1. Hukuk Dairesi Esas No: 2016/1017 Karar No: 2018/14764 Karar Tarihi: 21.11.2018
Yargıtay 1. Hukuk Dairesi 2016/1017 Esas 2018/14764 Karar Sayılı İlamı
1. Hukuk Dairesi 2016/1017 E. , 2018/14764 K.
"İçtihat Metni"
MAHKEMESİ :ASLİYE HUKUK MAHKEMESİ DAVA TÜRÜ : TAPU İPTALİ VE TESCİL
Taraflar arasında görülen davada; Davacı, 1026 ada 3 parsel sayılı taşınmazda imar sonucu 1603/2400 oranda paydaş olduğunu, ancak imar uygulaması öncesinde bu taşınmazda diğer paydaş....’nun kızı davalı ..."e ait evin yer aldığını, imar uygulaması ve tapunun yeni hali hakkında bilgi sahibi olmadığını, davalı ..."nin babası olan... tarafından kendisine küçük pay isabet ettiği ve işine yaramayacağı şeklinde yanlış bilgi verildiğini, yaşlı ve hasta olmasının davalılar tarafından kullanıldığını ve taşınmazın davalı ..."ya muvazaalı olarak devredildiğini, satış bedelinin de ödenmediğini ileri sürerek davalı ... adına kayıtlı payın tapusunun iptali ile adına tesciline, olmadığı takidirde fazlaya ilişkin hakları saklı kalmak üzere 32.000 TL"nin dava tarihinden itibaren işleyecek yasal faizi ile birlikte davalılardan müşterek ve müteselsilen tahsiline karar veirlmesini istemiştir.
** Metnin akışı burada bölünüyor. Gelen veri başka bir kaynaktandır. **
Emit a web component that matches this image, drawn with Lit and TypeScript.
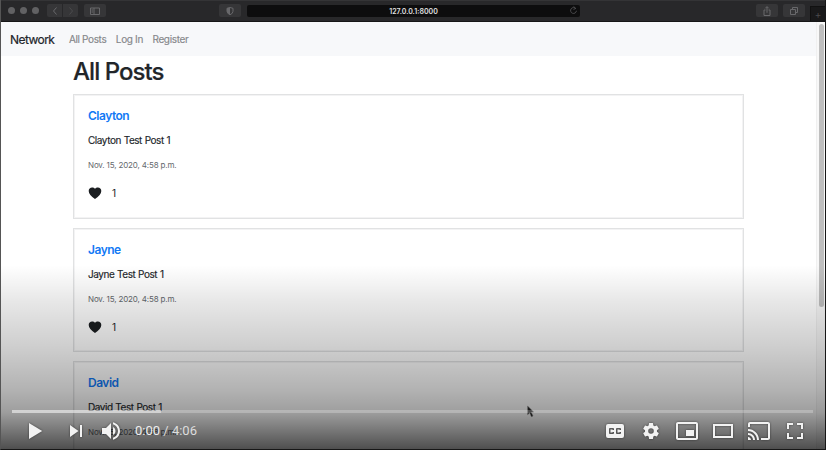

Davalılar, satış bedelinin ödendiğini ve iddiaların doğru olmadığını belirterek davanın reddini savunmuşlardır. Mahkemece, iddianın kanıtlandığı gerekçesi ile davanın kabulüne dair verilen karar Dairece ‘’...Somut olaya gelince; davacının payının dava konusu taşınmazın yarısından fazlasına tekabül ettiği, senin payın küçük küçük parçalara isabet ediyor, taşınmaz işine yaramaz denilerek hile yapıldığı iddiasının gerçeği yansıtmadığı, zira taşınmazın yarısından fazlasının sahibi olan kişinin payın küçük küçük parçalara isabet ediyor söylemine inanmasının hayatın olağan akışına aykırı olduğu, nitekim tanıkların da davacının satış iradesini taşıdığı ancak bedel konusunda tarafların ihtilafa düşmeleri nedeniyle eldeki davanın açıldığı şeklinde beyanda bulundukları, bu olgular ve yukarıda değinilen ilkeler birlikte değerlendirildiğinde hile iddiasının kanıtlanamadığı anlaşılmaktadır. Hal böyle olunca, davanın reddine karar verilmesi gerekirken, yazılı olduğu üzere hüküm kurulmuş olması doğru değildir.’’ gerekçesi ile bozulmuş, bozmaya uyularak yapılan yargılama sonucunda davanın reddine karar verilmiştir. Karar, davacı vekili tarafından süresinde temyiz edilmiş olmakla; Tetkik Hakimi ...’nun raporu okundu, düşüncesi alındı. Dosya incelendi, gereği görüşülüp düşünüldü.
-KARAR-
Dosya içeriğine, toplanan delillere, hükmün dayandığı yasal ve hukuksal gerekçeye ve özellikle delillerin takdirinde bir isabetsizlik bulunmamasına göre; davacının yerinde bulunmayan temyiz itirazının reddiyle usul ve yasaya uygun olan hükmün ONANMASINA, aşağıda yazılı 35.90 TL. onama harcının temyiz eden davacıdan alınmasına, 21/11/2018 tarihinde oybirliğiyle karar verildi.